The case is the second one this year that Glasscock has heard involving a troubled public company deal. In June the judge, whose courthouse is in Georgetown, De., found for Energy Transfer Partners (ETE) in a closely watched case where ETE claimed it had the right to walk from its agreement to buy Williams Cos. (WMB) because ETE was unable to obtain a favorable tax opinion on the deal from its lawyers at Latham & Watkins.

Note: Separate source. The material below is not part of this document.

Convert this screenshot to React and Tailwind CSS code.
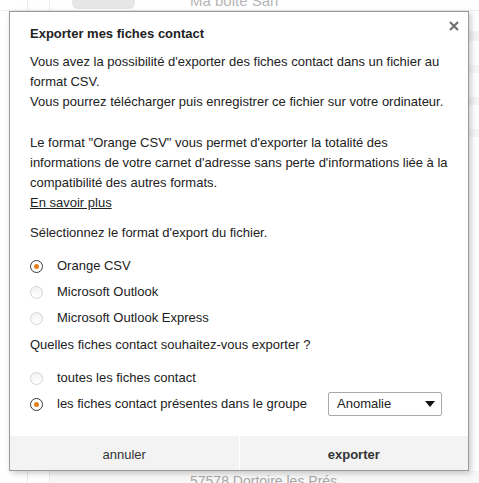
import React from 'react';

const Radio = ({ checked }) =>
    checked ? (
        <span className="w-[13px] h-[13px] rounded-full border-[1.5px] border-[#3a3a3a] bg-white flex items-center justify-center shrink-0">
            <span className="w-[5px] h-[5px] rounded-full bg-[#e67e1c]" />
        </span>
    ) : (
        <span className="w-[13px] h-[13px] rounded-full border border-[#d4d4d4] bg-gradient-to-b from-[#f2f2f2] to-white shrink-0" />
    );

const RadioRow = ({ checked, label, children }) => (
    <div className="flex items-center h-[26px]">
        <Radio checked={checked} />
        <span className="ml-[14px]">{label}</span>
        {children}
    </div>
);

export default function App() {
    return (
        <div className="relative w-[479px] h-[483px] overflow-hidden bg-white text-[13px] text-[#222]" style={{ fontFamily: '"Liberation Sans", Arial, sans-serif' }}>
            {/* page behind the dialog */}
            <div className="flex flex-col h-full">
                <div className="flex h-[11px] border-b border-[#ececec]">
                    <div className="w-[28px] border-r border-[#eee]" />
                    <div className="w-[22px] border-r border-[#eee]" />
                    <div className="ml-[22px] w-[63px] h-[9px] rounded-b-[6px] bg-[#e6e6e6]" />
                    <div className="ml-[55px] -mt-[8px] text-[15px] leading-[18px] text-[#b5b5b5]">Ma boite Sarl</div>
                </div>
                <div className="flex-1 flex flex-col items-end gap-[24px] pt-[20px]">
                    <div className="w-[12px] h-[10px] bg-[#f4f4f4]" />
                    <div className="w-[12px] h-[8px] bg-[#f6f6f6]" />
                    <div className="w-[12px] h-[8px] bg-[#f4f4f4]" />
                    <div className="w-[12px] h-[8px] bg-[#f6f6f6]" />
                </div>
                <div className="flex h-[12px]">
                    <div className="w-[28px] border-r border-[#e8e8e8]" />
                    <div className="w-[22px] border-r border-[#e8e8e8]" />
                    <div className="flex-1 bg-[#f7f7f7] pl-[140px] pt-[1px] text-[14px] leading-[18px] text-[#a8a8a8]">57578 Dortoire les Prés</div>
                </div>
            </div>

            {/* dialog */}
            <div className="absolute left-[9px] top-[11px] w-[460px] h-[460px] bg-white border border-[#9a9a9a] shadow-[2px_2px_6px_rgba(0,0,0,0.22)] flex flex-col">
                <button className="absolute right-[8px] top-[8px] w-[12px] h-[12px] flex items-center justify-center">
                    <svg width="10" height="10" viewBox="0 0 10 10">
                        <path d="M1 1L9 9M9 1L1 9" stroke="#707070" strokeWidth="2.2" />
                    </svg>
                </button>
                <div className="flex-1 px-[20px] pt-[12px] leading-[20px]">
                    <h2 className="font-bold text-[13px] leading-[20px]">Exporter mes fiches contact</h2>
                    <p className="mt-[8px]">
                        Vous avez la possibilité d'exporter des fiches contact dans un fichier au format CSV.
                        <br />
                        Vous pourrez télécharger puis enregistrer ce fichier sur votre ordinateur.
                    </p>
                    <p className="mt-[21px]">
                        Le format "Orange CSV" vous permet d'exporter la totalité des informations de votre carnet d'adresse sans perte d'informations liée à la compatibilité des autres formats.
                        <br />
                        <a className="underline">En savoir plus</a>
                    </p>
                    <p className="mt-[10px]">Sélectionnez le format d'export du fichier.</p>
                    <div className="mt-[10px]">
                        <RadioRow checked label="Orange CSV" />
                        <RadioRow label="Microsoft Outlook" />
                        <RadioRow label="Microsoft Outlook Express" />
                    </div>
                    <p className="mt-[4px]">Quelles fiches contact souhaitez-vous exporter ?</p>
                    <div className="mt-[10px]">
                        <RadioRow label="toutes les fiches contact" />
                        <RadioRow checked label="les fiches contact présentes dans le groupe">
                            <div className="ml-auto mr-[6px] w-[114px] h-[24px] border border-[#a9a9a9] rounded-[2px] flex items-center justify-between pl-[8px] pr-[6px] bg-white">
                                <span>Anomalie</span>
                                <svg width="10" height="6" viewBox="0 0 10 6">
                                    <path d="M0 0H10L5 6Z" fill="#111" />
                                </svg>
                            </div>
                        </RadioRow>
                    </div>
                </div>
                <div className="h-[34px] flex bg-[#f3f3f3]">
                    <button className="flex-1 pt-[3px] text-[#333]">annuler</button>
                    <div className="w-px bg-white" />
                    <button className="flex-1 pt-[3px] font-bold text-[#333]">exporter</button>
                </div>
            </div>
        </div>
    );
}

James Hurst, Andrew Kassof and Brenton Rogers of Kirkland & Ellis in Chicago are advising Abbott in the litigation along with John O'Quinn in the firm's Washington office and William Savitt, George Conway and Carrie Riley of Wachtell, Lipton, Rosen & Katz in New York. Abbott is using William Lafferty of Morris, Nichols, Arsht & Tunnell in WIlmington as local counsel. Kirkland's Daniel Wolf, David Feirstein, Laura Sullivan and John Kupiec were M&A counsel. Abbott turned to Roger Altman, Andrew Steinberg, Bernhard Sakmann, Arun Abraham, Kenny Yung and Stu Francis of Evercore Partners Inc. for banking advice on the deal.On the litigation, Alere is using Bruce Birenboim, Andrew Gordon and Jaren Janghorbani of Paul, Weiss, Rifkind, Wharton & Garrison in New York along with Stephen Lamb, a former Vice Chancellor on the Court of Chancery, and Daniel Mason in the firm's Wilmington office. Paul, Weiss's Scott Barshay is the lead M&A partner on the deal. He moved to the firm from Cravath, Swaine & Moore in April. Michael Pittenger, T. Brad Davey, Matthew Davis, Jacob Kirkham of Potter, Anderson & Corroon in Wilmington are Delaware counsel to Alere. William Shepherd and Robbie Huffines of JPMorgan Securities LLC provided banking advice.